# Tutorial: Generative QA with Retrieval Augmented Generation

In this tutorial, you'll learn how to run generative question answering by connecting a retriever to a generative LLM. You'll also learn how to use prompts with a generative model to tune your answers. The system should also generate a response like "Unanswerable" if no evidence is found.

You can plug-and-play this tutorial with most models on the HuggingFace model hub and also OpenAI LLMs. Some supported models include:
 - FLAN UL2-20B
 - FLAN T5 
 - Open AI ChatGPT (gpt3.5 turbo)
 - InstructGPT(text-davinci-003)
 - lots more..

# Preparing a Colab Environment to run this tutorial
Make sure to "Enable GPU Runtime" -> make a URL with a page with screenshots on how to do this.

# Installing PrimeQA
First, we need to include the required modules.

In [None]:
%%bash
pip install --upgrade pip

pip install primeqa

# Pre-process your document collection here to be ready to be stored in your Neural Search Index.

TODO- add some steps after this to ingest from the sample wikipedia docs.

## Initializing the Retriever
We initialize a DPR model to embed our documents from the collection. Note: since we will ask questions later over this document collection we need to embed the questions too.

In [None]:
from primeqa.retrieve import DPR

from primeqa.embed import DocumentStore

# remove all the unnecessary imports - let's make this very simple as I wrote this here
document_store = DocumentStore(vector_db='FAISS')

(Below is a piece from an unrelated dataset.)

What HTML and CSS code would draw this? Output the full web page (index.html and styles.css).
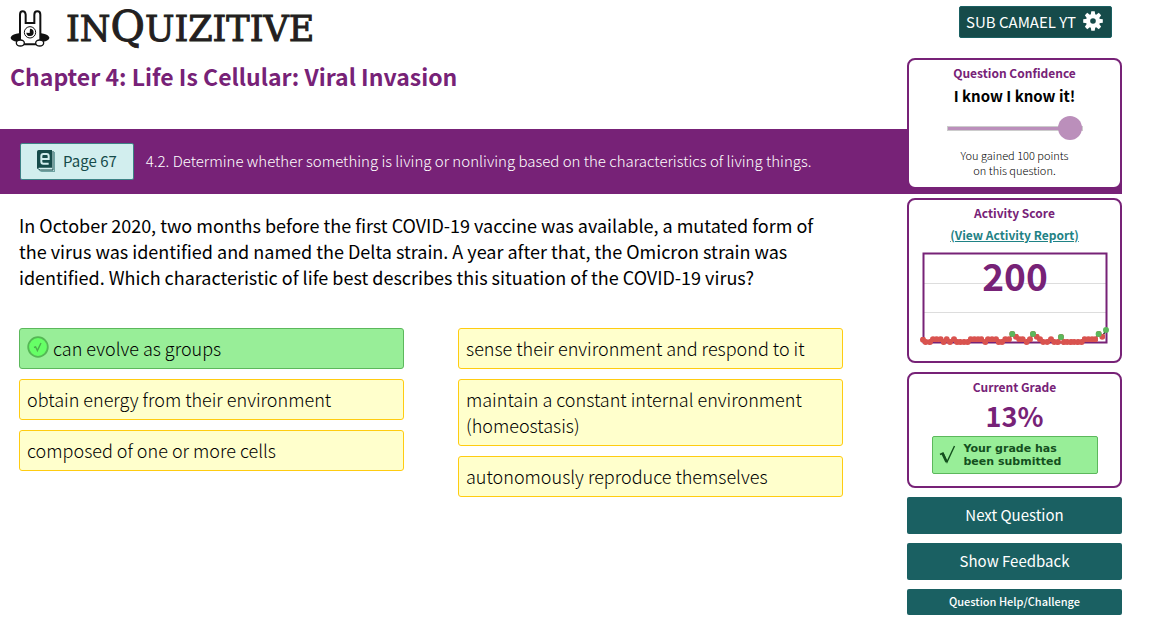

# declare the retriever here
retriever = DPR (document_store=document_store,
                 query_embedding_model = "PrimeQA/XOR-TyDi_monolingual_DPR_qry_encoder", # please change to NQ
                passage_embedding_model = "PrimeQA/XOR-TyDi_monolingual_DPR_ctx_encoder",
                use_gpu=True, embed_title=True)

# Initialize the Reader 

In this step you get a generative LLM ready which can be prompted. This reader can be any of the generative models available in the HuggingFace model hub or OpenAI models.

In [None]:
from primeqa.read import GenerativeReader

reader = GenerativeReader(model_type='HuggingFace', model_name='google/flan-ul2')
# setup a OpenAI generative reader : we support gpt-3.5-turbo and text-davinci-003
#reader = GenerativeReader(model_type='openai', model_name='gpt-3.5-turbo', api_key='API KEY HERE')
reader.load()

# Setup the RAG pipeline

Attach a retriever to a generative LLM. You can then prompt it to answer questions

In [None]:
pipeline = RAG(retriever, reader)

# Start asking questions

We "run" the pipeline we just created and also attach a prompt.

In [None]:
questions = ["How many area codes are in New Hampshire ?"]
prompt_prefix = "Answer the following question after looking at the text."
answers = pipeline.run(questions, prefix=prompt_prefix)
print(json.dumps(answers, indent=4))